--- start ---

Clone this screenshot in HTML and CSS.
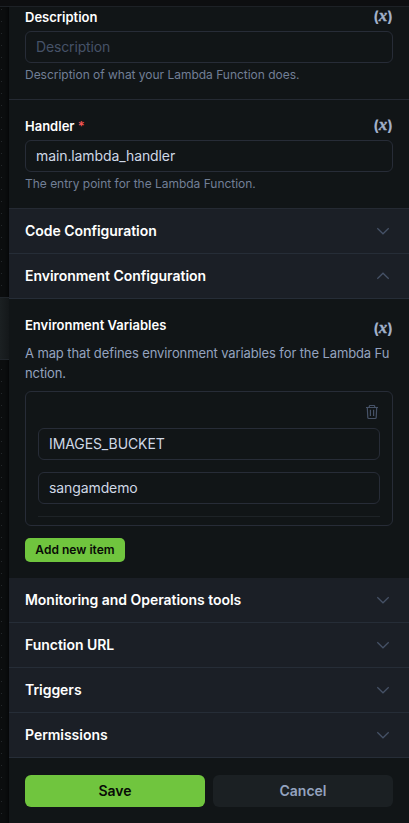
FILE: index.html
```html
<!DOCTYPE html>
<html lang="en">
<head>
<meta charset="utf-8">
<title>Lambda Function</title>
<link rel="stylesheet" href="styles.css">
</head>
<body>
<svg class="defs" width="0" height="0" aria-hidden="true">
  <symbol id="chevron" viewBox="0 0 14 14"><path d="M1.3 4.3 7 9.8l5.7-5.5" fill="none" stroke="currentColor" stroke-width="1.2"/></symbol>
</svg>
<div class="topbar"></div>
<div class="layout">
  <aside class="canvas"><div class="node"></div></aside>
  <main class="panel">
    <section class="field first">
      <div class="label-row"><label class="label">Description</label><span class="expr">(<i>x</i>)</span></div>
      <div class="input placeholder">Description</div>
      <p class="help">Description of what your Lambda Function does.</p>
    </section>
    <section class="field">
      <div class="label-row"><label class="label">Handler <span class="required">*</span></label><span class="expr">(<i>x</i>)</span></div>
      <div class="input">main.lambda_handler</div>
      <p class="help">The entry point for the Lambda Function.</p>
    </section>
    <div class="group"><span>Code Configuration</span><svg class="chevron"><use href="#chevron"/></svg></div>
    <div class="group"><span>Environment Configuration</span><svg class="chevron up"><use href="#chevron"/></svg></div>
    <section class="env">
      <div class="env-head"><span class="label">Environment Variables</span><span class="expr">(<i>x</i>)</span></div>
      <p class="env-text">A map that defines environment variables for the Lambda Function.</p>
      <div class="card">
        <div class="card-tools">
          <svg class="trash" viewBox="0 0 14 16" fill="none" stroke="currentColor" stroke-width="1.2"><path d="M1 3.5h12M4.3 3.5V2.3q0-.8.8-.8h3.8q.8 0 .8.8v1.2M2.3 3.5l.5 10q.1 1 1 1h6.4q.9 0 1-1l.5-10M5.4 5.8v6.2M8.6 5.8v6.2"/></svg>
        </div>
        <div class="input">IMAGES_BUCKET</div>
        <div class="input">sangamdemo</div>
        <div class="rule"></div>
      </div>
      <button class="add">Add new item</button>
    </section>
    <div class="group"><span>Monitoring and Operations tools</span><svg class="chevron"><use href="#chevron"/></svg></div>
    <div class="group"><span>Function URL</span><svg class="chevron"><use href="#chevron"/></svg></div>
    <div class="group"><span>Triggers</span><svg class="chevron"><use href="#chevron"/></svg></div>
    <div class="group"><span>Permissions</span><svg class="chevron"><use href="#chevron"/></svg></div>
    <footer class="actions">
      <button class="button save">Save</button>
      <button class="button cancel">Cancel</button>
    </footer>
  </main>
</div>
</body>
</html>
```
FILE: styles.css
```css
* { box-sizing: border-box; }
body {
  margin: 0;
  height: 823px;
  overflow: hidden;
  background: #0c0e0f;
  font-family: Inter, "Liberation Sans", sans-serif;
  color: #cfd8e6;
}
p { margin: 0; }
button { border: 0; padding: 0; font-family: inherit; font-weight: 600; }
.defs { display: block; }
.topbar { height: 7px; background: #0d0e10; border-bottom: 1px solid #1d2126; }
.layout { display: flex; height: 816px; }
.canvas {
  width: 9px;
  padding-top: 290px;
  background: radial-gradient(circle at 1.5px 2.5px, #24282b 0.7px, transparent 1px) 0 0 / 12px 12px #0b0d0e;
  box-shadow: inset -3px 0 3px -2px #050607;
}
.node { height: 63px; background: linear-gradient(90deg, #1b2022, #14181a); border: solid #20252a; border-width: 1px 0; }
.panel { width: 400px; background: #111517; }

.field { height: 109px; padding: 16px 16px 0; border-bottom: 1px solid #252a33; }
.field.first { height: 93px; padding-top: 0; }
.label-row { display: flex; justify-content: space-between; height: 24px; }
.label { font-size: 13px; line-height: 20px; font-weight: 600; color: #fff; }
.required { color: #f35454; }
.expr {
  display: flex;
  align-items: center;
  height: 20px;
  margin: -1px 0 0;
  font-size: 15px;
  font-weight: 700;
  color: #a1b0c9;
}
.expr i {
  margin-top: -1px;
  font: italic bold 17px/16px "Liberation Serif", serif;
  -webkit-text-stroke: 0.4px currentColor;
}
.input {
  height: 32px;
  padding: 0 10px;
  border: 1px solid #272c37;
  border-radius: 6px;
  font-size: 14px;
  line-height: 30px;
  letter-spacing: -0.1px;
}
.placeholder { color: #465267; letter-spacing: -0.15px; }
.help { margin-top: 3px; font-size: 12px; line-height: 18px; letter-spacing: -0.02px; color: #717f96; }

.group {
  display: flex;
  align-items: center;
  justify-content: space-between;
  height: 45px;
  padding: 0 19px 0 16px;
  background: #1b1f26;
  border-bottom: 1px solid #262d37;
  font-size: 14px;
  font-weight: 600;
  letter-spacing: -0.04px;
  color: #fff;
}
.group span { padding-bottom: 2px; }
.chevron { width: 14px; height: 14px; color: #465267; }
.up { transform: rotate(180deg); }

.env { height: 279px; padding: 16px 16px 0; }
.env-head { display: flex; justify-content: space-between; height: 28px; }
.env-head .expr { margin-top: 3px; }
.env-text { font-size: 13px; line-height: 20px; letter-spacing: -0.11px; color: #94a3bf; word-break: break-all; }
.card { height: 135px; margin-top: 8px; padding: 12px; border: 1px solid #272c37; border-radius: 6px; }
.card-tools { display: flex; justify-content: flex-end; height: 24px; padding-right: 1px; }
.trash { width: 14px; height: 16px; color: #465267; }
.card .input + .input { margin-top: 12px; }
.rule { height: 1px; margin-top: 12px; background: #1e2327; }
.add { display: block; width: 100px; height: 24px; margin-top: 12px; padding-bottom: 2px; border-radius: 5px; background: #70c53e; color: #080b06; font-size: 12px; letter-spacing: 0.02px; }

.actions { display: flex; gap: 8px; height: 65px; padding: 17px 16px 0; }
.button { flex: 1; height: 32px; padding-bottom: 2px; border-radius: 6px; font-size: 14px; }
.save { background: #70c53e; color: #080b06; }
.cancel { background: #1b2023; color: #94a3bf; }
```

--- end ---

Your instructions
Print out the lines exactly, skipping any picture.

Complete response
Clone this screenshot in HTML and CSS.
FILE: index.html
```html
<!DOCTYPE html>
<html lang="en">
<head>
<meta charset="utf-8">
<title>Lambda Function</title>
<link rel="stylesheet" href="styles.css">
</head>
<body>
<svg class="defs" width="0" height="0" aria-hidden="true">
  <symbol id="chevron" viewBox="0 0 14 14"><path d="M1.3 4.3 7 9.8l5.7-5.5" fill="none" stroke="currentColor" stroke-width="1.2"/></symbol>
</svg>
<div class="topbar"></div>
<div class="layout">
  <aside class="canvas"><div class="node"></div></aside>
  <main class="panel">
    <section class="field first">
      <div class="label-row"><label class="label">Description</label><span class="expr">(<i>x</i>)</span></div>
      <div class="input placeholder">Description</div>
      <p class="help">Description of what your Lambda Function does.</p>
    </section>
    <section class="field">
      <div class="label-row"><label class="label">Handler <span class="required">*</span></label><span class="expr">(<i>x</i>)</span></div>
      <div class="input">main.lambda_handler</div>
      <p class="help">The entry point for the Lambda Function.</p>
    </section>
    <div class="group"><span>Code Configuration</span><svg class="chevron"><use href="#chevron"/></svg></div>
    <div class="group"><span>Environment Configuration</span><svg class="chevron up"><use href="#chevron"/></svg></div>
    <section class="env">
      <div class="env-head"><span class="label">Environment Variables</span><span class="expr">(<i>x</i>)</span></div>
      <p class="env-text">A map that defines environment variables for the Lambda Function.</p>
      <div class="card">
        <div class="card-tools">
          <svg class="trash" viewBox="0 0 14 16" fill="none" stroke="currentColor" stroke-width="1.2"><path d="M1 3.5h12M4.3 3.5V2.3q0-.8.8-.8h3.8q.8 0 .8.8v1.2M2.3 3.5l.5 10q.1 1 1 1h6.4q.9 0 1-1l.5-10M5.4 5.8v6.2M8.6 5.8v6.2"/></svg>
        </div>
        <div class="input">IMAGES_BUCKET</div>
        <div class="input">sangamdemo</div>
        <div class="rule"></div>
      </div>
      <button class="add">Add new item</button>
    </section>
    <div class="group"><span>Monitoring and Operations tools</span><svg class="chevron"><use href="#chevron"/></svg></div>
    <div class="group"><span>Function URL</span><svg class="chevron"><use href="#chevron"/></svg></div>
    <div class="group"><span>Triggers</span><svg class="chevron"><use href="#chevron"/></svg></div>
    <div class="group"><span>Permissions</span><svg class="chevron"><use href="#chevron"/></svg></div>
    <footer class="actions">
      <button class="button save">Save</button>
      <button class="button cancel">Cancel</button>
    </footer>
  </main>
</div>
</body>
</html>
```
FILE: styles.css
```css
* { box-sizing: border-box; }
body {
  margin: 0;
  height: 823px;
  overflow: hidden;
  background: #0c0e0f;
  font-family: Inter, "Liberation Sans", sans-serif;
  color: #cfd8e6;
}
p { margin: 0; }
button { border: 0; padding: 0; font-family: inherit; font-weight: 600; }
.defs { display: block; }
.topbar { height: 7px; background: #0d0e10; border-bottom: 1px solid #1d2126; }
.layout { display: flex; height: 816px; }
.canvas {
  width: 9px;
  padding-top: 290px;
  background: radial-gradient(circle at 1.5px 2.5px, #24282b 0.7px, transparent 1px) 0 0 / 12px 12px #0b0d0e;
  box-shadow: inset -3px 0 3px -2px #050607;
}
.node { height: 63px; background: linear-gradient(90deg, #1b2022, #14181a); border: solid #20252a; border-width: 1px 0; }
.panel { width: 400px; background: #111517; }

.field { height: 109px; padding: 16px 16px 0; border-bottom: 1px solid #252a33; }
.field.first { height: 93px; padding-top: 0; }
.label-row { display: flex; justify-content: space-between; height: 24px; }
.label { font-size: 13px; line-height: 20px; font-weight: 600; color: #fff; }
.required { color: #f35454; }
.expr {
  display: flex;
  align-items: center;
  height: 20px;
  margin: -1px 0 0;
  font-size: 15px;
  font-weight: 700;
  color: #a1b0c9;
}
.expr i {
  margin-top: -1px;
  font: italic bold 17px/16px "Liberation Serif", serif;
  -webkit-text-stroke: 0.4px currentColor;
}
.input {
  height: 32px;
  padding: 0 10px;
  border: 1px solid #272c37;
  border-radius: 6px;
  font-size: 14px;
  line-height: 30px;
  letter-spacing: -0.1px;
}
.placeholder { color: #465267; letter-spacing: -0.15px; }
.help { margin-top: 3px; font-size: 12px; line-height: 18px; letter-spacing: -0.02px; color: #717f96; }

.group {
  display: flex;
  align-items: center;
  justify-content: space-between;
  height: 45px;
  padding: 0 19px 0 16px;
  background: #1b1f26;
  border-bottom: 1px solid #262d37;
  font-size: 14px;
  font-weight: 600;
  letter-spacing: -0.04px;
  color: #fff;
}
.group span { padding-bottom: 2px; }
.chevron { width: 14px; height: 14px; color: #465267; }
.up { transform: rotate(180deg); }

.env { height: 279px; padding: 16px 16px 0; }
.env-head { display: flex; justify-content: space-between; height: 28px; }
.env-head .expr { margin-top: 3px; }
.env-text { font-size: 13px; line-height: 20px; letter-spacing: -0.11px; color: #94a3bf; word-break: break-all; }
.card { height: 135px; margin-top: 8px; padding: 12px; border: 1px solid #272c37; border-radius: 6px; }
.card-tools { display: flex; justify-content: flex-end; height: 24px; padding-right: 1px; }
.trash { width: 14px; height: 16px; color: #465267; }
.card .input + .input { margin-top: 12px; }
.rule { height: 1px; margin-top: 12px; background: #1e2327; }
.add { display: block; width: 100px; height: 24px; margin-top: 12px; padding-bottom: 2px; border-radius: 5px; background: #70c53e; color: #080b06; font-size: 12px; letter-spacing: 0.02px; }

.actions { display: flex; gap: 8px; height: 65px; padding: 17px 16px 0; }
.button { flex: 1; height: 32px; padding-bottom: 2px; border-radius: 6px; font-size: 14px; }
.save { background: #70c53e; color: #080b06; }
.cancel { background: #1b2023; color: #94a3bf; }
```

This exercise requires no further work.